All lines from the beginning of the listing through the line with "const [openIndex, setOpenIndex]" are to be copied word for word; the pictures are not.
⁂
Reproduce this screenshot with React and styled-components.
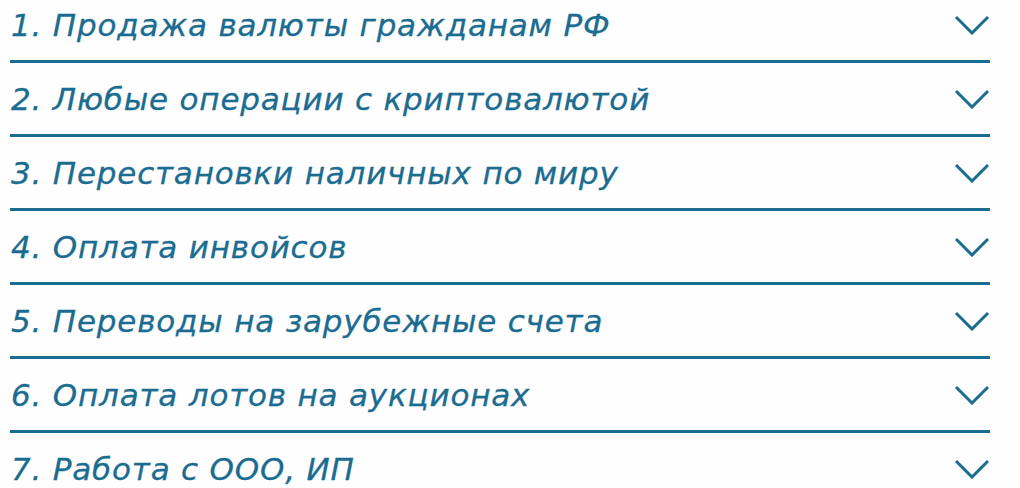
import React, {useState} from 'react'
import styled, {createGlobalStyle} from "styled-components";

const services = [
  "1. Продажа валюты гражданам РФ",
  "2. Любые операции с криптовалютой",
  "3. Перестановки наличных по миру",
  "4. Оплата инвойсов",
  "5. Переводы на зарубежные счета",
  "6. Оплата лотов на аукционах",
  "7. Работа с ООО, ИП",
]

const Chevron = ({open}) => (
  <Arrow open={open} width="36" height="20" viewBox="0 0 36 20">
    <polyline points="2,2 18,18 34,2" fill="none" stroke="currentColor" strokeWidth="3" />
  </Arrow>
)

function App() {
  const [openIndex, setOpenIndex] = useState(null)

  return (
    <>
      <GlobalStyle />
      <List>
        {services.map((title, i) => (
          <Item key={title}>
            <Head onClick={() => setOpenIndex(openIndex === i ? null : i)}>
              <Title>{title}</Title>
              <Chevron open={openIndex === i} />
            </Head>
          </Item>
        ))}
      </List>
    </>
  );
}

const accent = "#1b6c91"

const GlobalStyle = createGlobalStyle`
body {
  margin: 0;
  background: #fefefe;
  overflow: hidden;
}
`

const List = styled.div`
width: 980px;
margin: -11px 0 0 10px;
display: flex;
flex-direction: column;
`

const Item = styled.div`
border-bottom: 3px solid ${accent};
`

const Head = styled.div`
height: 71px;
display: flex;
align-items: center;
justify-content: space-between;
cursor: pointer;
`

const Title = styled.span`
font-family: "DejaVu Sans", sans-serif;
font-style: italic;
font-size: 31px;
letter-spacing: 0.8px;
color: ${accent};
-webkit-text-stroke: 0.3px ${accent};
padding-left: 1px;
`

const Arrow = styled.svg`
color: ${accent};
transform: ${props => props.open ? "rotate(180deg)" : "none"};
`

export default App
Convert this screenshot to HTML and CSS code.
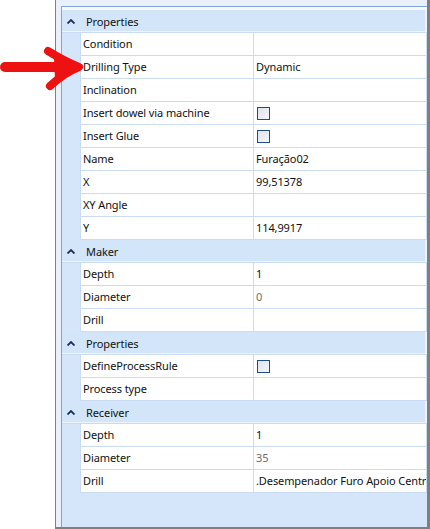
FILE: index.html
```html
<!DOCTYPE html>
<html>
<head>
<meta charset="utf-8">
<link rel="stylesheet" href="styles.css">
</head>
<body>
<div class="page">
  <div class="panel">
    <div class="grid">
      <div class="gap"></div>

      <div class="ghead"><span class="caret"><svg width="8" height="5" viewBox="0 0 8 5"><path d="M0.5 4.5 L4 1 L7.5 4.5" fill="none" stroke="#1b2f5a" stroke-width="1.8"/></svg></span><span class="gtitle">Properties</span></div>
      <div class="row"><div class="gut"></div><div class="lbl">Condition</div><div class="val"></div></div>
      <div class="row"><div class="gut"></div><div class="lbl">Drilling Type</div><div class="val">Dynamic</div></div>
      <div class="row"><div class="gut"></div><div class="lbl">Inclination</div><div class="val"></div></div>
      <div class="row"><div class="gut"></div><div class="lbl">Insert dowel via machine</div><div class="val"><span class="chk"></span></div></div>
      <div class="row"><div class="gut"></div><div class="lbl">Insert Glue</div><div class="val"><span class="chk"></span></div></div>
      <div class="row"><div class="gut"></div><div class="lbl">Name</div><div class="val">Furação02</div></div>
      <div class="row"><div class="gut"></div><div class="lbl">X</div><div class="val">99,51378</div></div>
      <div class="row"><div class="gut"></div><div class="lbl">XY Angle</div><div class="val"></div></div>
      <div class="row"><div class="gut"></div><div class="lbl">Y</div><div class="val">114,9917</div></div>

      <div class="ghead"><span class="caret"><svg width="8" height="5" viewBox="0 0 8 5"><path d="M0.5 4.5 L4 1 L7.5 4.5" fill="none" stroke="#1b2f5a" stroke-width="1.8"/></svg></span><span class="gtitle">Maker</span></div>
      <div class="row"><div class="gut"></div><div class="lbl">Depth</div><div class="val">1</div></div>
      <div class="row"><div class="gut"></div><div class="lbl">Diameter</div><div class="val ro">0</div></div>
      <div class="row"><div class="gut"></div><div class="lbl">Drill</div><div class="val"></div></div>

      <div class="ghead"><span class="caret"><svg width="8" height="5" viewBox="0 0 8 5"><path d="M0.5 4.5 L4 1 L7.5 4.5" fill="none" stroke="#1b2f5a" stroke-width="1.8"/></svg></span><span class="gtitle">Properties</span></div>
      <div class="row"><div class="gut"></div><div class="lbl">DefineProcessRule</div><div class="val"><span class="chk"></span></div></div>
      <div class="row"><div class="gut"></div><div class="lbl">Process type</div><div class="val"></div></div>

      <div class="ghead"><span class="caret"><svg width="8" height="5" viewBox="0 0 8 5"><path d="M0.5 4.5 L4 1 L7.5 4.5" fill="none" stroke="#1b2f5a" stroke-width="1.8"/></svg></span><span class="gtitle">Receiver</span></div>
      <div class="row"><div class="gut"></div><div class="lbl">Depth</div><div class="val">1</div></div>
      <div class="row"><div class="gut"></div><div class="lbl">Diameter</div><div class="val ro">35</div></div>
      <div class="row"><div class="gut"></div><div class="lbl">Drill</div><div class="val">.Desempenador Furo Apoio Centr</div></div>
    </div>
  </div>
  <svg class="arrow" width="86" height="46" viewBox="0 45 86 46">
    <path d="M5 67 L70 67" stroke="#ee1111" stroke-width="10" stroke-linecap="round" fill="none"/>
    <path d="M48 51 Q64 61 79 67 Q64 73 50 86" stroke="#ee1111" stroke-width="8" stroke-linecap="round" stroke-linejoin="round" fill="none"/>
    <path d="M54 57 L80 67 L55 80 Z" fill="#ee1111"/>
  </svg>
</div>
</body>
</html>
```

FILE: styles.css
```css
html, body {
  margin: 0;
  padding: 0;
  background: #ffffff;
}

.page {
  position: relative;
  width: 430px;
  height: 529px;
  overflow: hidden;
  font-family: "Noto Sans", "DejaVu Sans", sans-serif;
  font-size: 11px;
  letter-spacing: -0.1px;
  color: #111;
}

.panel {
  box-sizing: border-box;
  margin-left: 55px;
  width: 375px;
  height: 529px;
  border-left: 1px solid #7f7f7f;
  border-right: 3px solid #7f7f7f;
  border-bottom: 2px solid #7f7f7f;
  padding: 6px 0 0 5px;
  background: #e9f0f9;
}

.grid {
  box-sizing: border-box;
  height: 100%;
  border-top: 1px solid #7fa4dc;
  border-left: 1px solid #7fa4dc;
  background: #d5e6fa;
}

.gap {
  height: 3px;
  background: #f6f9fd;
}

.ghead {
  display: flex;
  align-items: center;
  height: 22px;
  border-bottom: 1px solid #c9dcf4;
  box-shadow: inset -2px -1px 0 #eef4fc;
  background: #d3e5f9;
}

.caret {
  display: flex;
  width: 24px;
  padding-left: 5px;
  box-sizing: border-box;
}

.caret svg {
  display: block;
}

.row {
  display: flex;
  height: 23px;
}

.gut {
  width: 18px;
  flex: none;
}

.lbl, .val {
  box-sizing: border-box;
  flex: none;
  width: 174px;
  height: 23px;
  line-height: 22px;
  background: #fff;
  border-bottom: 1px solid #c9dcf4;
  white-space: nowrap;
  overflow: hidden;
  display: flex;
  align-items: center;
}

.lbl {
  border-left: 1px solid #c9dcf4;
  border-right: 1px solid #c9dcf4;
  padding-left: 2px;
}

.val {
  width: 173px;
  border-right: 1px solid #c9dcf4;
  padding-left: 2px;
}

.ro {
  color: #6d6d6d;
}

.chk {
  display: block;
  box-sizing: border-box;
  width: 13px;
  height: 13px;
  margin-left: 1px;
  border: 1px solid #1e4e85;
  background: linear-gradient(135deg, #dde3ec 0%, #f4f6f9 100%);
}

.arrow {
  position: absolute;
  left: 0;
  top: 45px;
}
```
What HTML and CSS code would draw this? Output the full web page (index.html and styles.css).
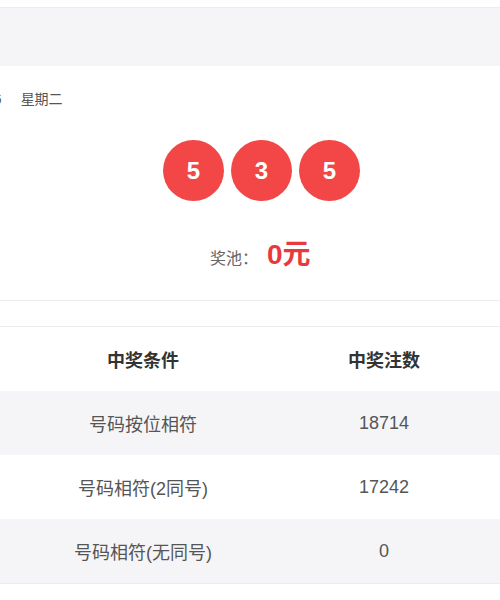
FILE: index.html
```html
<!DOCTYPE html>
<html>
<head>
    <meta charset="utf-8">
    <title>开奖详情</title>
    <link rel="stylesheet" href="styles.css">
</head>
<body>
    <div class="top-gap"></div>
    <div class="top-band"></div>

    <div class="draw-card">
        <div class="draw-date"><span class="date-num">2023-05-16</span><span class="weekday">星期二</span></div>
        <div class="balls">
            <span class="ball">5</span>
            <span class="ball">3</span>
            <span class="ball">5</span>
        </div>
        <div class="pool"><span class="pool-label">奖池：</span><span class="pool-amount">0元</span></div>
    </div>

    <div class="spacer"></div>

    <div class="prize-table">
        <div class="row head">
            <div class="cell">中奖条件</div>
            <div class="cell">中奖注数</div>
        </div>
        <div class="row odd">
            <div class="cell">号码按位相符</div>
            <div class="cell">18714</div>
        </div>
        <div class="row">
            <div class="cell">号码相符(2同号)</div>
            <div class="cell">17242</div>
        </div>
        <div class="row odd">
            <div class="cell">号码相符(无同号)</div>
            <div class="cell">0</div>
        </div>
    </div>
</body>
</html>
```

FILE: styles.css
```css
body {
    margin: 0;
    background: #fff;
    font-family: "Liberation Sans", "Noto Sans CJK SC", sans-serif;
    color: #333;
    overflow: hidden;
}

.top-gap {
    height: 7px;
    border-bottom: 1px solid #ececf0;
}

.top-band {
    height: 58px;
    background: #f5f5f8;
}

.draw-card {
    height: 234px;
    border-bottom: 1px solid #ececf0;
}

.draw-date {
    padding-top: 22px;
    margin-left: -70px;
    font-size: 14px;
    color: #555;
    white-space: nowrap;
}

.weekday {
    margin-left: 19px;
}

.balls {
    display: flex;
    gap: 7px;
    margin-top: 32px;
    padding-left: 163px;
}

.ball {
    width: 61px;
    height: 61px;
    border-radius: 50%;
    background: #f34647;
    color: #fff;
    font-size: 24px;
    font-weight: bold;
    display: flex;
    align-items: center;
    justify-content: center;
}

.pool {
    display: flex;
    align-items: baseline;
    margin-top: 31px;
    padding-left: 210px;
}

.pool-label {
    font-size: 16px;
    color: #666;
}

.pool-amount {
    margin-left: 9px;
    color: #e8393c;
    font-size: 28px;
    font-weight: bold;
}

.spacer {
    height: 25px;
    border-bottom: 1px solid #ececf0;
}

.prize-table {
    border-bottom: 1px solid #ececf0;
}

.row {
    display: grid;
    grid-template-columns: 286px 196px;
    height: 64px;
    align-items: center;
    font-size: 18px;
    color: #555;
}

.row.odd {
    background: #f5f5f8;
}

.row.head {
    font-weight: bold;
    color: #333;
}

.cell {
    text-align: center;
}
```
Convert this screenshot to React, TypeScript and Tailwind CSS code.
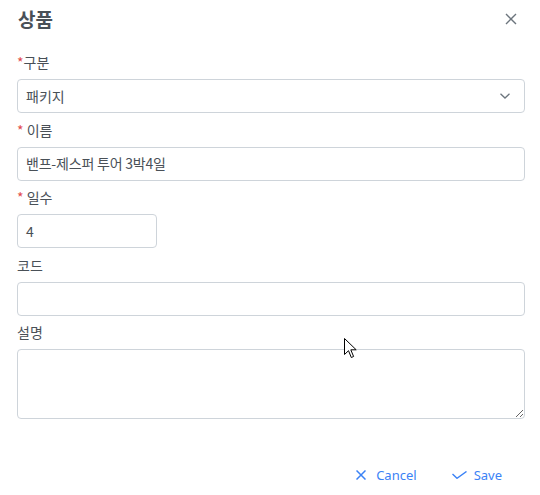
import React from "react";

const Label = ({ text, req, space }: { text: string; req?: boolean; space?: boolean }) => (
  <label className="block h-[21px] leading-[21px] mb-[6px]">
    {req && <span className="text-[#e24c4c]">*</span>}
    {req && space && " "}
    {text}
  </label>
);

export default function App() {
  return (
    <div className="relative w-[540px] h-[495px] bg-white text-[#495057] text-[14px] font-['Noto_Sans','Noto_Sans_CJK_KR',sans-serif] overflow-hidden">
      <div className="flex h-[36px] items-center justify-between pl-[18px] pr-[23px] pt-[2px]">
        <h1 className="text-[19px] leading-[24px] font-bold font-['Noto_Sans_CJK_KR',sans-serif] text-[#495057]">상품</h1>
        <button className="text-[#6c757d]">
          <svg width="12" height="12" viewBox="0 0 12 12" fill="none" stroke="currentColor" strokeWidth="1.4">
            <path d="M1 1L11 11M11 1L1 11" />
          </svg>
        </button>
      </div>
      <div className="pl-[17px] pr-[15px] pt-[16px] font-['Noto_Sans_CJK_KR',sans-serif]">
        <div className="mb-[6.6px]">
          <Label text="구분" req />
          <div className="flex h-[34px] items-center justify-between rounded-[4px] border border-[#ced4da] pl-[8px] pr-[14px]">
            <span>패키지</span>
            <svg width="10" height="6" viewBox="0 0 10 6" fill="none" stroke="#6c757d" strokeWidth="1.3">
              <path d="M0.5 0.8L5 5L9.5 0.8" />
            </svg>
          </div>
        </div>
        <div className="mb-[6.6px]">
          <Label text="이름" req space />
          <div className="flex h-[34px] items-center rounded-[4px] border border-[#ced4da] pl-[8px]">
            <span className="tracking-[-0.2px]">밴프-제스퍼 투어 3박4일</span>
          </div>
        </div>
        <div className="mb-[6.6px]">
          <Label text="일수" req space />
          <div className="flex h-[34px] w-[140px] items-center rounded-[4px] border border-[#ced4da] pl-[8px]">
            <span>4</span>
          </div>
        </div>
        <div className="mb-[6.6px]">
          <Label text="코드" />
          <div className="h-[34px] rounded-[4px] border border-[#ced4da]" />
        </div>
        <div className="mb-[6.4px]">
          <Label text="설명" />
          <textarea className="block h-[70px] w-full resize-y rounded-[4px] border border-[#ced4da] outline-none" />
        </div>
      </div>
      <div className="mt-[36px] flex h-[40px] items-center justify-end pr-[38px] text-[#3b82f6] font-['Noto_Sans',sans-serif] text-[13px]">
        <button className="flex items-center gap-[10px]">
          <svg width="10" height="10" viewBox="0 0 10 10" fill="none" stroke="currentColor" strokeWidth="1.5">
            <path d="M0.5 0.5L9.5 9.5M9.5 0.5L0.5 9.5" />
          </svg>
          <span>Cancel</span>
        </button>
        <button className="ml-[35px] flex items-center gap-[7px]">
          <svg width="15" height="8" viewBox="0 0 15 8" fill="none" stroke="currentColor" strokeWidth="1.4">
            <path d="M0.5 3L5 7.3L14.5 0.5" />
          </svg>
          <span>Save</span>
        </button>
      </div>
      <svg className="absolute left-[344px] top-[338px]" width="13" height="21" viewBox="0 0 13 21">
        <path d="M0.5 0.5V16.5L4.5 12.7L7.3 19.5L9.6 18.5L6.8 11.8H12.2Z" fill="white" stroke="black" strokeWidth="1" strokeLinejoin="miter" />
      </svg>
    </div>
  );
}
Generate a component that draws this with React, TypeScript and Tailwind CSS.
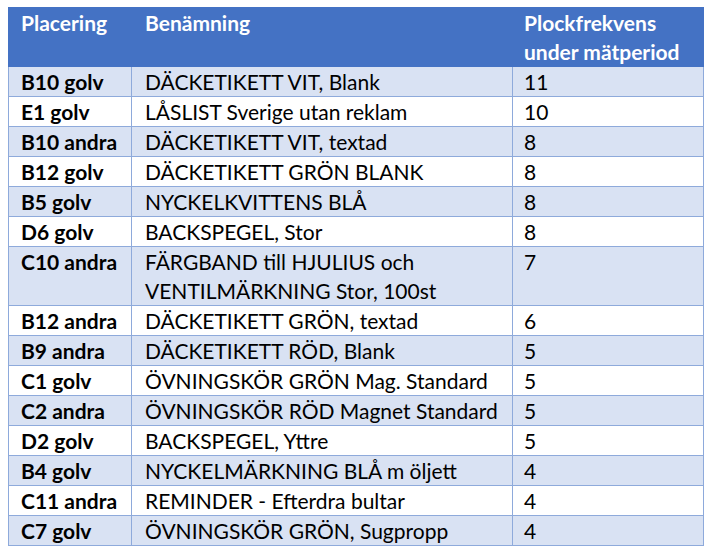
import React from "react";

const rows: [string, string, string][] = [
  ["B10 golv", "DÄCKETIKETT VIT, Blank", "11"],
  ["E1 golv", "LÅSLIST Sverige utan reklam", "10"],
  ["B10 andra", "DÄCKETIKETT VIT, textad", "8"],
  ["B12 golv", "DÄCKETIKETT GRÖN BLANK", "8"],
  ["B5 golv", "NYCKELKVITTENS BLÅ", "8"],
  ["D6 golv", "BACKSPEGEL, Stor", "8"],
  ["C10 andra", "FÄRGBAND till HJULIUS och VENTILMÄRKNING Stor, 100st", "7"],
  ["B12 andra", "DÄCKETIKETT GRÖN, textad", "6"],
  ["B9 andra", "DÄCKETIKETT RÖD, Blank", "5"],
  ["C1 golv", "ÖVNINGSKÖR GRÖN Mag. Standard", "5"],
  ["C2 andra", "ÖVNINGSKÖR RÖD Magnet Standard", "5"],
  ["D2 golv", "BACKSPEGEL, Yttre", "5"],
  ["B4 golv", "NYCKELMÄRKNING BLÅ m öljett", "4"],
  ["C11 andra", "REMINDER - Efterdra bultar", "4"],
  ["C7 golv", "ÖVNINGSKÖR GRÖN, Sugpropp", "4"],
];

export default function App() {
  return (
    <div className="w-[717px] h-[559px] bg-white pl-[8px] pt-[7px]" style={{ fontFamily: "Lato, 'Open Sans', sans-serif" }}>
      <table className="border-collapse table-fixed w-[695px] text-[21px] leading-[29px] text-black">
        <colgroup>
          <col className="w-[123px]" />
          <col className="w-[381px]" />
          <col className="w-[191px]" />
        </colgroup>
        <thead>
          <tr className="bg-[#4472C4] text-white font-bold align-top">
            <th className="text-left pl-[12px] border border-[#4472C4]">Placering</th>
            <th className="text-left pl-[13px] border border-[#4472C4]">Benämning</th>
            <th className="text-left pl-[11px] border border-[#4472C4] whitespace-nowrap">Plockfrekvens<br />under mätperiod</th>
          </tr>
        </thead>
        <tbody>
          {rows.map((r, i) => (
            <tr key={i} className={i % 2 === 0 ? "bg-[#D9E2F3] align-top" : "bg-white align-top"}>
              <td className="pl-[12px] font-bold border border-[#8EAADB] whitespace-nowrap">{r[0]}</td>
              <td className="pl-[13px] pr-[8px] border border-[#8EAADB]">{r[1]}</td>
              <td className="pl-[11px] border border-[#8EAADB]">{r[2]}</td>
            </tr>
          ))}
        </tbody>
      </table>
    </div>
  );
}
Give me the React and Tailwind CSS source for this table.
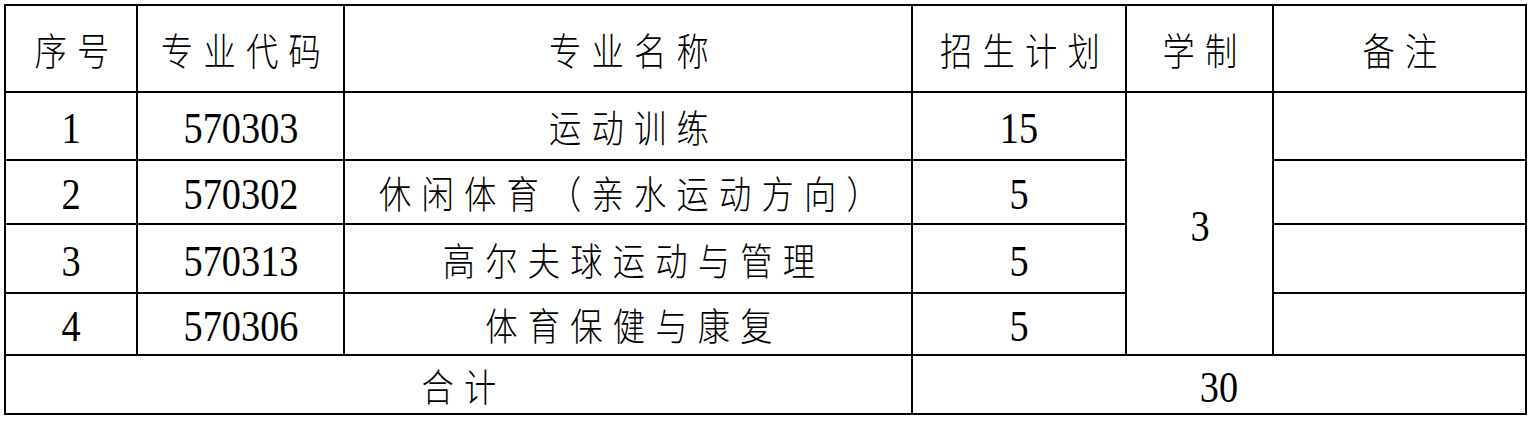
⁂
* Answer for the task:
Reproduce this screenshot with React and styled-components.
import React, {useState} from 'react'
import styled, {createGlobalStyle} from "styled-components";

const services = [
  "1. Продажа валюты гражданам РФ",
  "2. Любые операции с криптовалютой",
  "3. Перестановки наличных по миру",
  "4. Оплата инвойсов",
  "5. Переводы на зарубежные счета",
  "6. Оплата лотов на аукционах",
  "7. Работа с ООО, ИП",
]

const Chevron = ({open}) => (
  <Arrow open={open} width="36" height="20" viewBox="0 0 36 20">
    <polyline points="2,2 18,18 34,2" fill="none" stroke="currentColor" strokeWidth="3" />
  </Arrow>
)

function App() {
  const [openIndex, setOpenIndex] = useState(null)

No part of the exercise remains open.